I started off with my yard sale special, an old Giant Sedona. I was having fun again. I was out in the woods all the time, riding alone, or with some local riders. I was enjoying it so much, I felt it was justified to put a dent in my finances, and recently I upgraded to a new bike…

I feel it’s been worth it, Take today for example, I worked my shift, and came home. I took a nap while the heat worked it’s way down to something comfortable. Up until recently, I would have just hung out around the house for the rest of the evening. But instead, I grabbed the bike, and went off exploring.

I had taken my old 26er out on some service roads in the State Forest just down the road. I had been stopped in my tracks a few times due to the soft sand. My new Trek Cobia 29er just pushed through this with ease. Sure, it was better packed from the rain yesterday, but I’d like to think that the bike had something to do with it as well.

About this point, I started to pause to take pictures. So enough with the words, and I’ll let them do the rest of the talking….

Have you ever seen the flower of a pitcher plant before?

I managed to cross though this with relative ease. I love my new 29er!

I cheated, I popped out from the woods, and took pavement home.

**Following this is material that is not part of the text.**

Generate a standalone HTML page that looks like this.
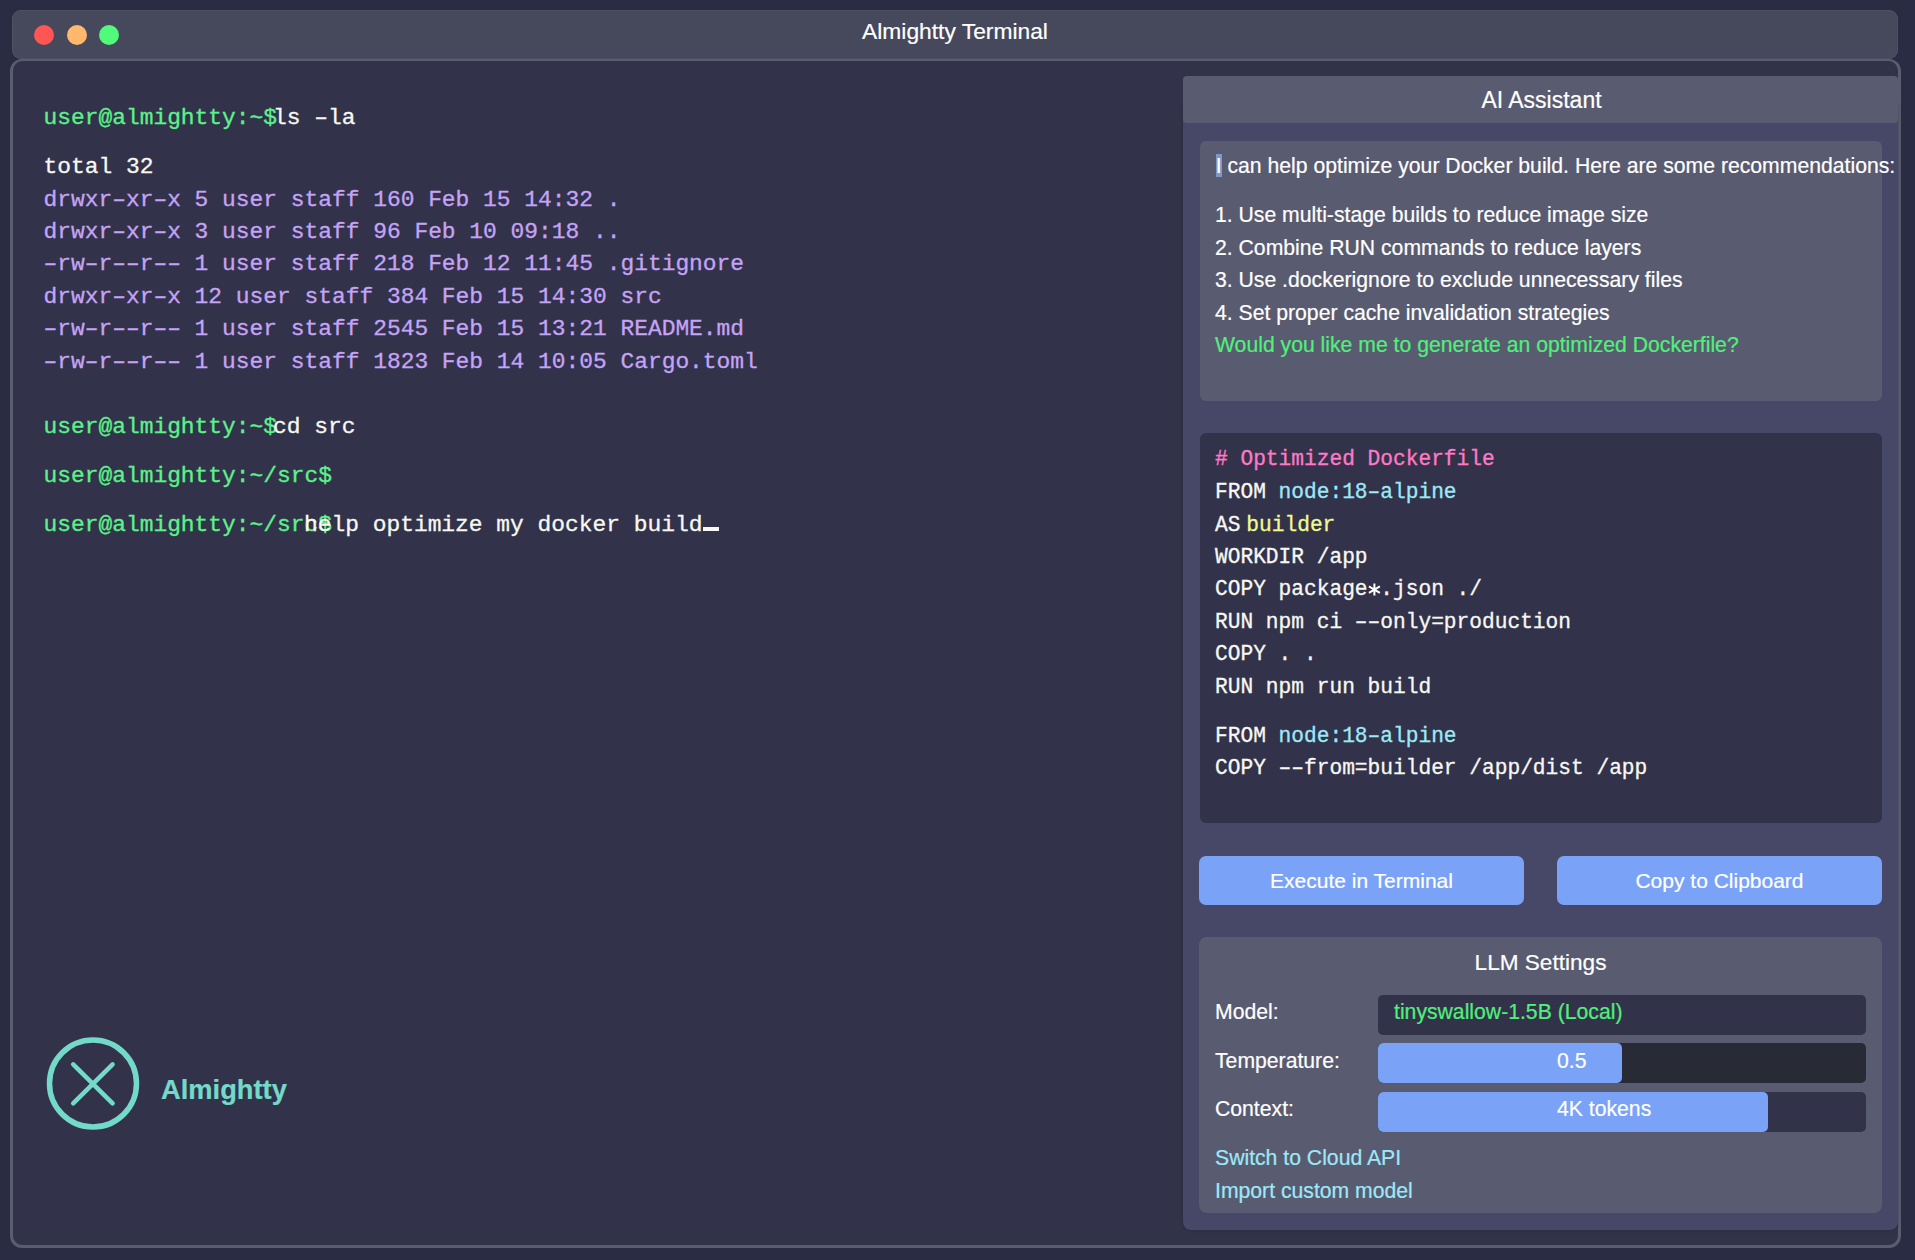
<!DOCTYPE html>
<html><head><meta charset="utf-8">
<style>
*{box-sizing:border-box;margin:0;padding:0}
html,body{width:1915px;height:1260px;overflow:hidden;background:#2a2c43}
body{position:relative;font-family:"Liberation Sans",sans-serif;color:#fff;-webkit-text-stroke:0.2px currentColor}
.abs{position:absolute}
#titlebar{left:12px;top:9.5px;width:1886px;height:49px;background:#46485c;border-radius:9px;box-shadow:inset 0 0 0 1px #4e5064}
.dot{position:absolute;width:20px;height:20px;border-radius:50%;top:24.7px}
#title{position:absolute;left:0;top:9.2px;width:1910px;text-align:center;font-size:22.8px;line-height:44px}
#win{left:10px;top:58.8px;width:1891px;height:1189.2px;border:3px solid #5a5c70;border-top-width:2px;border-radius:12px;background:#32334a}
.mono{font-family:"Liberation Mono",monospace;font-size:22.9px;white-space:pre;line-height:32.4px;-webkit-text-stroke:0.3px currentColor}
.code{font-size:21.2px;line-height:32.55px}
.cmd{margin-left:-4px}
.tl{position:absolute;left:43.5px}
.g{color:#5cf28a}.w{color:#f8f8f2}.p{color:#c6a3f6}.pk{color:#ff79c6}.cy{color:#9de9f8}.yl{color:#f1fa8c}
#panel{left:1183px;top:100px;width:715px;height:1130px;background:#474867;border-radius:8px;box-shadow:0 0 4px rgba(0,0,0,.18)}
#phead{left:1183px;top:75.5px;width:715px;height:47.5px;background:#595b70;border-radius:4px;text-align:center;font-size:23px;line-height:48px;padding-left:2px}
#msg{left:1199.5px;top:140.5px;width:682.5px;height:260px;background:#595b70;border-radius:6px}
.st{position:absolute;left:1215px;font-size:21.2px;line-height:32.4px;white-space:pre}
#code{left:1199.5px;top:433.2px;width:682.5px;height:390px;background:#32334a;border-radius:6px}
.btn{position:absolute;top:856px;width:325px;height:49px;background:#7aa2f7;border-radius:7px;text-align:center;font-size:21px;line-height:50.5px;color:#fff}
#llm{left:1199px;top:937px;width:683px;height:276px;background:#595b70;border-radius:8px}
.track{position:absolute;left:1378px;width:488px;height:40px;background:#282a36;border-radius:5px;overflow:hidden}
.fill{position:absolute;left:0;top:0;height:40px;background:#7aa2f7;border-radius:5px}
.lnk{color:#9de9f8}
</style></head><body>
<div id="titlebar" class="abs"></div>
<div class="dot" style="left:34px;background:#ff5555"></div>
<div class="dot" style="left:66.5px;background:#ffb86c"></div>
<div class="dot" style="left:99px;background:#50fa7b"></div>
<div id="title">Almightty Terminal</div>
<div id="win" class="abs"></div>

<!-- terminal lines -->
<div class="mono tl" style="top:101.9px"><span class="g">user@almightty:~$</span><span class="w cmd">ls –la</span></div>
<div class="mono tl w" style="top:150.9px">total 32</div>
<div class="mono tl p" style="top:183.5px">drwxr–xr–x 5 user staff 160 Feb 15 14:32 .</div>
<div class="mono tl p" style="top:215.9px">drwxr–xr–x 3 user staff 96 Feb 10 09:18 ..</div>
<div class="mono tl p" style="top:248.3px">–rw–r––r–– 1 user staff 218 Feb 12 11:45 .gitignore</div>
<div class="mono tl p" style="top:280.7px">drwxr–xr–x 12 user staff 384 Feb 15 14:30 src</div>
<div class="mono tl p" style="top:313.1px">–rw–r––r–– 1 user staff 2545 Feb 15 13:21 README.md</div>
<div class="mono tl p" style="top:345.5px">–rw–r––r–– 1 user staff 1823 Feb 14 10:05 Cargo.toml</div>
<div class="mono tl" style="top:410.8px"><span class="g">user@almightty:~$</span><span class="w cmd">cd src</span></div>
<div class="mono tl g" style="top:459.8px">user@almightty:~/src$</div>
<div class="mono tl g" style="top:508.8px">user@almightty:~/src$</div>
<div class="mono abs w" style="left:304px;top:508.8px">help optimize my docker build<span style="display:inline-block;width:16px;height:3.5px;background:#f8f8f2;vertical-align:baseline;margin-left:1px"></span></div>

<!-- logo -->
<svg class="abs" style="left:40px;top:1031px" width="108" height="108" viewBox="0 0 108 108">
<circle cx="53" cy="52.5" r="43.5" fill="none" stroke="#73daca" stroke-width="5.5"/>
<path d="M33.2 33.3 L72.6 72.3 M72.6 33.3 L33.2 72.3" stroke="#73daca" stroke-width="4.5" stroke-linecap="round"/>
</svg>
<div class="abs" style="left:161px;top:1073px;font-size:27.3px;font-weight:bold;color:#73daca;line-height:34px">Almightty</div>

<!-- AI panel -->
<div id="panel" class="abs"></div>
<div id="phead" class="abs">AI Assistant</div>
<div id="msg" class="abs"></div>
<div class="st" style="top:150.3px;left:1215.7px"><span style="background:#7e98c9">I</span> can help optimize your Docker build. Here are some recommendations:</div>
<div class="st" style="top:199.4px">1. Use multi-stage builds to reduce image size</div>
<div class="st" style="top:231.8px">2. Combine RUN commands to reduce layers</div>
<div class="st" style="top:264.2px">3. Use .dockerignore to exclude unnecessary files</div>
<div class="st" style="top:296.6px">4. Set proper cache invalidation strategies</div>
<div class="st" style="top:329px;color:#50f07b">Would you like me to generate an optimized Dockerfile?</div>

<div id="code" class="abs"></div>
<div class="mono code tl pk" style="left:1215px;top:443px"># Optimized Dockerfile</div>
<div class="mono code tl w" style="left:1215px;top:475.5px">FROM <span class="cy">node:18–alpine</span></div>
<div class="mono code tl w" style="left:1215px;top:508px">AS<span style="font-family:'Liberation Sans'"> </span><span class="yl">builder</span></div>
<div class="mono code tl w" style="left:1215px;top:540.5px">WORKDIR /app</div>
<div class="mono code tl w" style="left:1215px;top:573px">COPY package<span style="display:inline-block;width:0.6em;height:1px;position:relative"><svg style="position:absolute;left:0;top:-21px" width="13" height="24" viewBox="0 0 13 24"><path d="M6.4 10.6V22.6M0.9 13.4L11.9 19.8M0.9 19.8L11.9 13.4" stroke="#fff" stroke-width="2" stroke-linecap="butt"/></svg></span>.json ./</div>
<div class="mono code tl w" style="left:1215px;top:605.5px">RUN npm ci ––only=production</div>
<div class="mono code tl w" style="left:1215px;top:638px">COPY . .</div>
<div class="mono code tl w" style="left:1215px;top:670.5px">RUN npm run build</div>
<div class="mono code tl w" style="left:1215px;top:719.5px">FROM <span class="cy">node:18–alpine</span></div>
<div class="mono code tl w" style="left:1215px;top:752px">COPY ––from=builder /app/dist /app</div>

<div class="btn" style="left:1199px">Execute in Terminal</div>
<div class="btn" style="left:1557px">Copy to Clipboard</div>

<div id="llm" class="abs"></div>
<div class="abs" style="left:1199px;top:945.7px;width:683px;text-align:center;font-size:22.6px;line-height:34px">LLM Settings</div>
<div class="st" style="top:996px">Model:</div>
<div class="abs" style="left:1378px;top:995px;width:488px;height:40px;background:#32334a;border-radius:5px"></div>
<div class="st" style="left:1394px;top:996px;color:#50f07b">tinyswallow-1.5B (Local)</div>
<div class="st" style="top:1045px">Temperature:</div>
<div class="track" style="top:1043.3px"><div class="fill" style="width:244px"></div></div>
<div class="st" style="left:1557px;top:1045px">0.5</div>
<div class="st" style="top:1093px">Context:</div>
<div class="track" style="top:1092px;background:#32334a"><div class="fill" style="width:390px"></div></div>
<div class="st" style="left:1557px;top:1093px">4K tokens</div>
<div class="st lnk" style="top:1142px">Switch to Cloud API</div>
<div class="st lnk" style="top:1175px">Import custom model</div>
</body></html>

Along the way was one of the county beach accesses. I was able to use the foot rinse station to give my bike a bath. I then took a couple shots of the beach as a backdrop.

It was a great way to end the ride. I had another mile or two to get back to the house. All in all about a 10.5 mile trip, with half of that on previously unexplored (by me) mud filled service roads. There’s plenty more out there, some of them were visible with google earth. I’d love to get permission to put up some trail markers, and establish a loop or two out there.

Next step, buy the wife a bike, so she can join me on a few of these wheeled excursions.